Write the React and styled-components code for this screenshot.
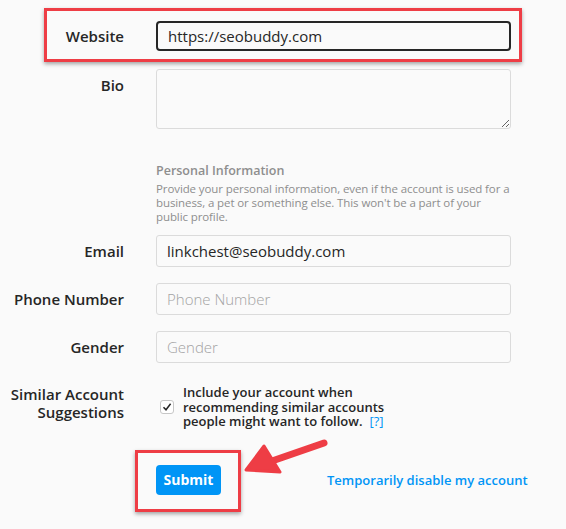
import React from 'react';
import styled, { createGlobalStyle } from 'styled-components';

const GlobalStyle = createGlobalStyle`
  html, body {
    margin: 0;
    padding: 0;
    background: #fafafa;
  }
  body {
    font-family: "Open Sans", "Noto Sans", sans-serif;
    color: #262626;
  }
`;

function Arrow() {
  return (
    <StArrow width="90" height="45" viewBox="0 0 90 45">
      <path d="M82 6 L30 24" stroke="#ee3d45" strokeWidth="7" strokeLinecap="round" />
      <path d="M4 33 L22 9 L38 35 Z" fill="#ee3d45" stroke="#ee3d45" strokeWidth="3" strokeLinejoin="round" />
    </StArrow>
  );
}

function CheckIcon() {
  return (
    <svg width="10" height="10" viewBox="0 0 10 10">
      <path d="M1.5 5.2 L4 7.8 L8.6 1.8" fill="none" stroke="#262626" strokeWidth="1.5" />
    </svg>
  );
}

function App() {
  return (
    <>
      <GlobalStyle />
      <StPage>
        <StForm>
          <StRow $highlight>
            <StLabel>Website</StLabel>
            <StInput $focused defaultValue="https://seobuddy.com" />
          </StRow>

          <StRow>
            <StLabel $top>Bio</StLabel>
            <StTextarea />
          </StRow>

          <StRow>
            <span />
            <StInfo>
              <StInfoTitle>Personal Information</StInfoTitle>
              <StInfoText>
                Provide your personal information, even if the account is used for a
                <br />
                business, a pet or something else. This won't be a part of your
                <br />
                public profile.
              </StInfoText>
            </StInfo>
          </StRow>

          <StRow>
            <StLabel>Email</StLabel>
            <StInput defaultValue="linkchest@seobuddy.com" />
          </StRow>

          <StRow>
            <StLabel>Phone Number</StLabel>
            <StInput placeholder="Phone Number" />
          </StRow>

          <StRow>
            <StLabel>Gender</StLabel>
            <StInput placeholder="Gender" />
          </StRow>

          <StRow>
            <StLabel $multi>Similar Account Suggestions</StLabel>
            <StCheckRow>
              <StCheckBox>
                <CheckIcon />
              </StCheckBox>
              <StCheckText>
                Include your account when recommending similar accounts people
                might want to follow.<StHelp>[?]</StHelp>
              </StCheckText>
            </StCheckRow>
          </StRow>

          <StActions>
            <StSubmitWrap>
              <StSubmit>Submit</StSubmit>
              <Arrow />
            </StSubmitWrap>
            <StLink>Temporarily disable my account</StLink>
          </StActions>
        </StForm>
      </StPage>
    </>
  );
}

const StPage = styled.div`
  width: 566px;
  height: 529px;
  overflow: hidden;
  background: #fafafa;
`;

const StForm = styled.div`
  display: flex;
  flex-direction: column;
  gap: 16px;
  padding: 21px 0 0 0;
`;

const StRow = styled.div`
  position: relative;
  display: grid;
  grid-template-columns: 124px 355px;
  column-gap: 32px;
  align-items: center;

  ${(p) =>
    p.$highlight &&
    `
    margin-bottom: 2px;
    &::after {
      content: '';
      position: absolute;
      left: 44px;
      top: -13px;
      width: 472px;
      height: 48px;
      border: 3px solid #ee3d45;
      box-shadow: 0 2px 4px rgba(0, 0, 0, 0.35);
      pointer-events: none;
    }
  `}
`;

const StLabel = styled.label`
  justify-self: end;
  align-self: ${(p) => (p.$top || p.$multi ? 'start' : 'center')};
  padding-top: ${(p) => (p.$top ? '6px' : '0')};
  margin-top: ${(p) => (p.$multi ? '6px' : '0')};
  width: ${(p) => (p.$multi ? '124px' : 'auto')};
  text-align: right;
  font-size: 15px;
  font-weight: 600;
  line-height: ${(p) => (p.$multi ? '18px' : '20px')};
  color: #262626;
`;

const StInput = styled.input`
  box-sizing: border-box;
  width: 355px;
  height: ${(p) => (p.$focused ? '30px' : '32px')};
  padding: 0 10px;
  border: ${(p) => (p.$focused ? '2px solid #262626' : '1px solid #dbdbdb')};
  border-radius: ${(p) => (p.$focused ? '4px' : '3px')};
  background: #fafafa;
  font-family: "Open Sans", sans-serif;
  font-size: 15px;
  color: #262626;
  outline: none;

  &::placeholder {
    color: #a3a3a3;
    font-weight: 300;
  }
`;

const StTextarea = styled.textarea`
  box-sizing: border-box;
  width: 355px;
  height: 60px;
  border: 1px solid #dbdbdb;
  border-radius: 3px;
  background: #fafafa;
  resize: vertical;
  font-family: "Open Sans", sans-serif;
  display: block;
`;

const StInfo = styled.div`
  padding-top: 18px;
  margin-bottom: -5px;
`;

const StInfoTitle = styled.div`
  font-size: 12.5px;
  font-weight: 600;
  color: #8e8e8e;
  line-height: 16px;
  margin-bottom: 3px;
`;

const StInfoText = styled.div`
  width: 362px;
  white-space: nowrap;
  font-size: 11.5px;
  color: #8e8e8e;
  line-height: 14px;
  letter-spacing: -0.1px;
`;

const StCheckRow = styled.div`
  display: flex;
  align-items: center;
  padding-left: 4px;
  padding-top: 6px;
`;

const StCheckBox = styled.span`
  box-sizing: border-box;
  flex: none;
  display: flex;
  align-items: center;
  justify-content: center;
  width: 14px;
  height: 14px;
  margin-right: 9px;
  border: 1px solid #c7c7c7;
  border-radius: 3px;
  background: #fff;
`;

const StCheckText = styled.div`
  width: 212px;
  font-size: 13px;
  font-weight: 600;
  line-height: 14.5px;
  color: #262626;
`;

const StHelp = styled.a`
  color: #0095f6;
  font-weight: 400;
  margin-left: 7px;
`;

const StActions = styled.div`
  display: flex;
  align-items: center;
  padding: 20px 0 0 156px;
`;

const StSubmitWrap = styled.div`
  position: relative;
  &::before {
    content: '';
    position: absolute;
    left: -21px;
    top: -15px;
    width: 100px;
    height: 56px;
    border: 3px solid #ee3d45;
    box-shadow: 0 2px 4px rgba(0, 0, 0, 0.35);
  }
`;

const StSubmit = styled.button`
  position: relative;
  display: block;
  width: 65px;
  height: 30px;
  border: none;
  border-radius: 4px;
  background: #0095f6;
  color: #fff;
  font-family: "Open Sans", sans-serif;
  font-size: 14px;
  font-weight: 700;
  padding: 0;
`;

const StArrow = styled.svg`
  position: absolute;
  left: 86px;
  top: -28px;
`;

const StLink = styled.a`
  margin-left: 106px;
  color: #0095f6;
  font-size: 13px;
  font-weight: 600;
`;

export default App;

Task directions:
Every line above should be repeated exactly; pictures stay out of the copy.

Correct result:
Write the React and styled-components code for this screenshot.
import React from 'react';
import styled, { createGlobalStyle } from 'styled-components';

const GlobalStyle = createGlobalStyle`
  html, body {
    margin: 0;
    padding: 0;
    background: #fafafa;
  }
  body {
    font-family: "Open Sans", "Noto Sans", sans-serif;
    color: #262626;
  }
`;

function Arrow() {
  return (
    <StArrow width="90" height="45" viewBox="0 0 90 45">
      <path d="M82 6 L30 24" stroke="#ee3d45" strokeWidth="7" strokeLinecap="round" />
      <path d="M4 33 L22 9 L38 35 Z" fill="#ee3d45" stroke="#ee3d45" strokeWidth="3" strokeLinejoin="round" />
    </StArrow>
  );
}

function CheckIcon() {
  return (
    <svg width="10" height="10" viewBox="0 0 10 10">
      <path d="M1.5 5.2 L4 7.8 L8.6 1.8" fill="none" stroke="#262626" strokeWidth="1.5" />
    </svg>
  );
}

function App() {
  return (
    <>
      <GlobalStyle />
      <StPage>
        <StForm>
          <StRow $highlight>
            <StLabel>Website</StLabel>
            <StInput $focused defaultValue="https://seobuddy.com" />
          </StRow>

          <StRow>
            <StLabel $top>Bio</StLabel>
            <StTextarea />
          </StRow>

          <StRow>
            <span />
            <StInfo>
              <StInfoTitle>Personal Information</StInfoTitle>
              <StInfoText>
                Provide your personal information, even if the account is used for a
                <br />
                business, a pet or something else. This won't be a part of your
                <br />
                public profile.
              </StInfoText>
            </StInfo>
          </StRow>

          <StRow>
            <StLabel>Email</StLabel>
            <StInput defaultValue="linkchest@seobuddy.com" />
          </StRow>

          <StRow>
            <StLabel>Phone Number</StLabel>
            <StInput placeholder="Phone Number" />
          </StRow>

          <StRow>
            <StLabel>Gender</StLabel>
            <StInput placeholder="Gender" />
          </StRow>

          <StRow>
            <StLabel $multi>Similar Account Suggestions</StLabel>
            <StCheckRow>
              <StCheckBox>
                <CheckIcon />
              </StCheckBox>
              <StCheckText>
                Include your account when recommending similar accounts people
                might want to follow.<StHelp>[?]</StHelp>
              </StCheckText>
            </StCheckRow>
          </StRow>

          <StActions>
            <StSubmitWrap>
              <StSubmit>Submit</StSubmit>
              <Arrow />
            </StSubmitWrap>
            <StLink>Temporarily disable my account</StLink>
          </StActions>
        </StForm>
      </StPage>
    </>
  );
}

const StPage = styled.div`
  width: 566px;
  height: 529px;
  overflow: hidden;
  background: #fafafa;
`;

const StForm = styled.div`
  display: flex;
  flex-direction: column;
  gap: 16px;
  padding: 21px 0 0 0;
`;

const StRow = styled.div`
  position: relative;
  display: grid;
  grid-template-columns: 124px 355px;
  column-gap: 32px;
  align-items: center;

  ${(p) =>
    p.$highlight &&
    `
    margin-bottom: 2px;
    &::after {
      content: '';
      position: absolute;
      left: 44px;
      top: -13px;
      width: 472px;
      height: 48px;
      border: 3px solid #ee3d45;
      box-shadow: 0 2px 4px rgba(0, 0, 0, 0.35);
      pointer-events: none;
    }
  `}
`;

const StLabel = styled.label`
  justify-self: end;
  align-self: ${(p) => (p.$top || p.$multi ? 'start' : 'center')};
  padding-top: ${(p) => (p.$top ? '6px' : '0')};
  margin-top: ${(p) => (p.$multi ? '6px' : '0')};
  width: ${(p) => (p.$multi ? '124px' : 'auto')};
  text-align: right;
  font-size: 15px;
  font-weight: 600;
  line-height: ${(p) => (p.$multi ? '18px' : '20px')};
  color: #262626;
`;

const StInput = styled.input`
  box-sizing: border-box;
  width: 355px;
  height: ${(p) => (p.$focused ? '30px' : '32px')};
  padding: 0 10px;
  border: ${(p) => (p.$focused ? '2px solid #262626' : '1px solid #dbdbdb')};
  border-radius: ${(p) => (p.$focused ? '4px' : '3px')};
  background: #fafafa;
  font-family: "Open Sans", sans-serif;
  font-size: 15px;
  color: #262626;
  outline: none;

  &::placeholder {
    color: #a3a3a3;
    font-weight: 300;
  }
`;

const StTextarea = styled.textarea`
  box-sizing: border-box;
  width: 355px;
  height: 60px;
  border: 1px solid #dbdbdb;
  border-radius: 3px;
  background: #fafafa;
  resize: vertical;
  font-family: "Open Sans", sans-serif;
  display: block;
`;

const StInfo = styled.div`
  padding-top: 18px;
  margin-bottom: -5px;
`;

const StInfoTitle = styled.div`
  font-size: 12.5px;
  font-weight: 600;
  color: #8e8e8e;
  line-height: 16px;
  margin-bottom: 3px;
`;

const StInfoText = styled.div`
  width: 362px;
  white-space: nowrap;
  font-size: 11.5px;
  color: #8e8e8e;
  line-height: 14px;
  letter-spacing: -0.1px;
`;

const StCheckRow = styled.div`
  display: flex;
  align-items: center;
  padding-left: 4px;
  padding-top: 6px;
`;

const StCheckBox = styled.span`
  box-sizing: border-box;
  flex: none;
  display: flex;
  align-items: center;
  justify-content: center;
  width: 14px;
  height: 14px;
  margin-right: 9px;
  border: 1px solid #c7c7c7;
  border-radius: 3px;
  background: #fff;
`;

const StCheckText = styled.div`
  width: 212px;
  font-size: 13px;
  font-weight: 600;
  line-height: 14.5px;
  color: #262626;
`;

const StHelp = styled.a`
  color: #0095f6;
  font-weight: 400;
  margin-left: 7px;
`;

const StActions = styled.div`
  display: flex;
  align-items: center;
  padding: 20px 0 0 156px;
`;

const StSubmitWrap = styled.div`
  position: relative;
  &::before {
    content: '';
    position: absolute;
    left: -21px;
    top: -15px;
    width: 100px;
    height: 56px;
    border: 3px solid #ee3d45;
    box-shadow: 0 2px 4px rgba(0, 0, 0, 0.35);
  }
`;

const StSubmit = styled.button`
  position: relative;
  display: block;
  width: 65px;
  height: 30px;
  border: none;
  border-radius: 4px;
  background: #0095f6;
  color: #fff;
  font-family: "Open Sans", sans-serif;
  font-size: 14px;
  font-weight: 700;
  padding: 0;
`;

const StArrow = styled.svg`
  position: absolute;
  left: 86px;
  top: -28px;
`;

const StLink = styled.a`
  margin-left: 106px;
  color: #0095f6;
  font-size: 13px;
  font-weight: 600;
`;

export default App;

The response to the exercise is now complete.